╭──

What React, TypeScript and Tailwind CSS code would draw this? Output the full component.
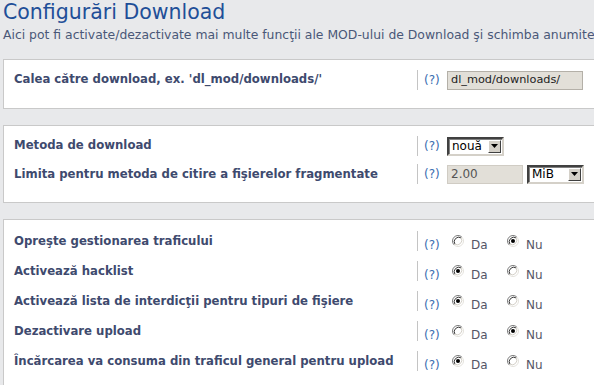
import React from 'react';

const font = { fontFamily: '"DejaVu Sans", Verdana, sans-serif' };

const Radio: React.FC<{ checked?: boolean }> = ({ checked }) => (
  <svg width="12" height="12" viewBox="0 0 12 12" className="shrink-0">
    <circle cx="6" cy="6" r="5.5" fill="#fff" />
    <path d="M2.11 9.89 A5.5 5.5 0 0 1 9.89 2.11" fill="none" stroke="#7b7b7b" strokeWidth="1" />
    <path d="M9.89 2.11 A5.5 5.5 0 0 1 2.11 9.89" fill="none" stroke="#e4e2dc" strokeWidth="1" />
    <path d="M2.9 9.1 A4.5 4.5 0 0 1 9.1 2.9" fill="none" stroke="#3c3c3c" strokeWidth="1" />
    <path d="M9.1 2.9 A4.5 4.5 0 0 1 2.9 9.1" fill="none" stroke="#d4d0c8" strokeWidth="1" />
    {checked && <circle cx="6" cy="6" r="2" fill="#000" />}
  </svg>
);

const SelectBox: React.FC<{ value: string; width: string }> = ({ value, width }) => (
  <div className={`${width} h-[19px] flex items-center bg-white border-2 border-t-[#404040] border-l-[#404040] border-r-[#d4d0c8] border-b-[#d4d0c8] shadow-[inset_1px_1px_0_#808080]`}>
    <span className="flex-1 pl-[3px] text-[12px] leading-none text-black">{value}</span>
    <div className="w-[13px] h-[13px] mr-[1px] bg-[#d4d0c8] border border-t-white border-l-white border-r-[#404040] border-b-[#404040] flex items-center justify-center">
      <svg width="7" height="4" viewBox="0 0 7 4"><path d="M0 0h7L3.5 4z" fill="#000" /></svg>
    </div>
  </div>
);

const Help: React.FC<{ className?: string }> = ({ className }) => (
  <span className={`text-[12px] text-[#3a6cb0] ${className ?? ''}`}>(?)</span>
);

const Row: React.FC<{ label: string; children: React.ReactNode }> = ({ label, children }) => (
  <div className="flex items-center h-[20px]">
    <div className="w-[413px] pl-[10px] text-[11.7px] font-bold text-[#3e4a6e] whitespace-nowrap">{label}</div>
    <div className="h-[20px] border-l border-[#c4c4c4] pl-[6px] flex items-center">{children}</div>
  </div>
);

const RadioRow: React.FC<{ label: string; yes: boolean }> = ({ label, yes }) => (
  <Row label={label}>
    <Help className="w-[28px] pt-[8px]" />
    <Radio checked={yes} />
    <span className="ml-[7px] w-[36px] pt-[8px] text-[12px] text-[#555566]">Da</span>
    <Radio checked={!yes} />
    <span className="ml-[7px] pt-[8px] text-[12px] text-[#555566]">Nu</span>
  </Row>
);

export default function App() {
  return (
    <div className="w-[594px] h-[385px] overflow-hidden bg-[#e8e9eb] pl-[3px]" style={font}>
      <h1 className="text-[20.5px] leading-[24px] text-[#1f4f98] whitespace-nowrap">Configurări Download</h1>
      <p className="text-[12.4px] leading-[15px] mt-[3px] text-[#4a5878] whitespace-nowrap">
        Aici pot fi activate/dezactivate mai multe funcţii ale MOD-ului de Download şi schimba anumite
      </p>

      <div className="mt-[17px] w-[640px] bg-white border border-[#c9c9c9] pt-[10px] pb-[18px]">
        <Row label="Calea către download, ex. 'dl_mod/downloads/'">
          <Help className="w-[23px]" />
          <div className="w-[136px] h-[19px] bg-[#e2dfd8] border border-[#b4b0a8] flex items-center pl-[3px] text-[11.3px] text-[#222]">
            dl_mod/downloads/
          </div>
        </Row>
      </div>

      <div className="mt-[16px] w-[640px] bg-white border border-[#c9c9c9] pt-[10px] pb-[18px] flex flex-col gap-[8.3px]">
        <Row label="Metoda de download">
          <Help className="w-[23px]" />
          <SelectBox value="nouă" width="w-[57px]" />
        </Row>
        <Row label="Limita pentru metoda de citire a fişierelor fragmentate">
          <Help className="w-[23px]" />
          <div className="w-[76px] h-[19px] bg-[#e2dfd8] border border-[#d0ccc4] flex items-center pl-[3px] text-[12px] text-[#555]">
            2.00
          </div>
          <div className="ml-[4px]">
            <SelectBox value="MiB" width="w-[57px]" />
          </div>
        </Row>
      </div>

      <div className="mt-[16px] w-[640px] bg-white border border-[#c9c9c9] pt-[11px] pb-[20px] flex flex-col gap-[10px]">
        <RadioRow label="Opreşte gestionarea traficului" yes={false} />
        <RadioRow label="Activează hacklist" yes={true} />
        <RadioRow label="Activează lista de interdicţii pentru tipuri de fişiere" yes={true} />
        <RadioRow label="Dezactivare upload" yes={false} />
        <RadioRow label="Încărcarea va consuma din traficul general pentru upload" yes={true} />
      </div>
    </div>
  );
}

╰──

The problem: Write out the listing above again, exactly, but with no pictures in the copy.

Result of this exercise:
What React, TypeScript and Tailwind CSS code would draw this? Output the full component.
import React from 'react';

const font = { fontFamily: '"DejaVu Sans", Verdana, sans-serif' };

const Radio: React.FC<{ checked?: boolean }> = ({ checked }) => (
  <svg width="12" height="12" viewBox="0 0 12 12" className="shrink-0">
    <circle cx="6" cy="6" r="5.5" fill="#fff" />
    <path d="M2.11 9.89 A5.5 5.5 0 0 1 9.89 2.11" fill="none" stroke="#7b7b7b" strokeWidth="1" />
    <path d="M9.89 2.11 A5.5 5.5 0 0 1 2.11 9.89" fill="none" stroke="#e4e2dc" strokeWidth="1" />
    <path d="M2.9 9.1 A4.5 4.5 0 0 1 9.1 2.9" fill="none" stroke="#3c3c3c" strokeWidth="1" />
    <path d="M9.1 2.9 A4.5 4.5 0 0 1 2.9 9.1" fill="none" stroke="#d4d0c8" strokeWidth="1" />
    {checked && <circle cx="6" cy="6" r="2" fill="#000" />}
  </svg>
);

const SelectBox: React.FC<{ value: string; width: string }> = ({ value, width }) => (
  <div className={`${width} h-[19px] flex items-center bg-white border-2 border-t-[#404040] border-l-[#404040] border-r-[#d4d0c8] border-b-[#d4d0c8] shadow-[inset_1px_1px_0_#808080]`}>
    <span className="flex-1 pl-[3px] text-[12px] leading-none text-black">{value}</span>
    <div className="w-[13px] h-[13px] mr-[1px] bg-[#d4d0c8] border border-t-white border-l-white border-r-[#404040] border-b-[#404040] flex items-center justify-center">
      <svg width="7" height="4" viewBox="0 0 7 4"><path d="M0 0h7L3.5 4z" fill="#000" /></svg>
    </div>
  </div>
);

const Help: React.FC<{ className?: string }> = ({ className }) => (
  <span className={`text-[12px] text-[#3a6cb0] ${className ?? ''}`}>(?)</span>
);

const Row: React.FC<{ label: string; children: React.ReactNode }> = ({ label, children }) => (
  <div className="flex items-center h-[20px]">
    <div className="w-[413px] pl-[10px] text-[11.7px] font-bold text-[#3e4a6e] whitespace-nowrap">{label}</div>
    <div className="h-[20px] border-l border-[#c4c4c4] pl-[6px] flex items-center">{children}</div>
  </div>
);

const RadioRow: React.FC<{ label: string; yes: boolean }> = ({ label, yes }) => (
  <Row label={label}>
    <Help className="w-[28px] pt-[8px]" />
    <Radio checked={yes} />
    <span className="ml-[7px] w-[36px] pt-[8px] text-[12px] text-[#555566]">Da</span>
    <Radio checked={!yes} />
    <span className="ml-[7px] pt-[8px] text-[12px] text-[#555566]">Nu</span>
  </Row>
);

export default function App() {
  return (
    <div className="w-[594px] h-[385px] overflow-hidden bg-[#e8e9eb] pl-[3px]" style={font}>
      <h1 className="text-[20.5px] leading-[24px] text-[#1f4f98] whitespace-nowrap">Configurări Download</h1>
      <p className="text-[12.4px] leading-[15px] mt-[3px] text-[#4a5878] whitespace-nowrap">
        Aici pot fi activate/dezactivate mai multe funcţii ale MOD-ului de Download şi schimba anumite
      </p>

      <div className="mt-[17px] w-[640px] bg-white border border-[#c9c9c9] pt-[10px] pb-[18px]">
        <Row label="Calea către download, ex. 'dl_mod/downloads/'">
          <Help className="w-[23px]" />
          <div className="w-[136px] h-[19px] bg-[#e2dfd8] border border-[#b4b0a8] flex items-center pl-[3px] text-[11.3px] text-[#222]">
            dl_mod/downloads/
          </div>
        </Row>
      </div>

      <div className="mt-[16px] w-[640px] bg-white border border-[#c9c9c9] pt-[10px] pb-[18px] flex flex-col gap-[8.3px]">
        <Row label="Metoda de download">
          <Help className="w-[23px]" />
          <SelectBox value="nouă" width="w-[57px]" />
        </Row>
        <Row label="Limita pentru metoda de citire a fişierelor fragmentate">
          <Help className="w-[23px]" />
          <div className="w-[76px] h-[19px] bg-[#e2dfd8] border border-[#d0ccc4] flex items-center pl-[3px] text-[12px] text-[#555]">
            2.00
          </div>
          <div className="ml-[4px]">
            <SelectBox value="MiB" width="w-[57px]" />
          </div>
        </Row>
      </div>

      <div className="mt-[16px] w-[640px] bg-white border border-[#c9c9c9] pt-[11px] pb-[20px] flex flex-col gap-[10px]">
        <RadioRow label="Opreşte gestionarea traficului" yes={false} />
        <RadioRow label="Activează hacklist" yes={true} />
        <RadioRow label="Activează lista de interdicţii pentru tipuri de fişiere" yes={true} />
        <RadioRow label="Dezactivare upload" yes={false} />
        <RadioRow label="Încărcarea va consuma din traficul general pentru upload" yes={true} />
      </div>
    </div>
  );
}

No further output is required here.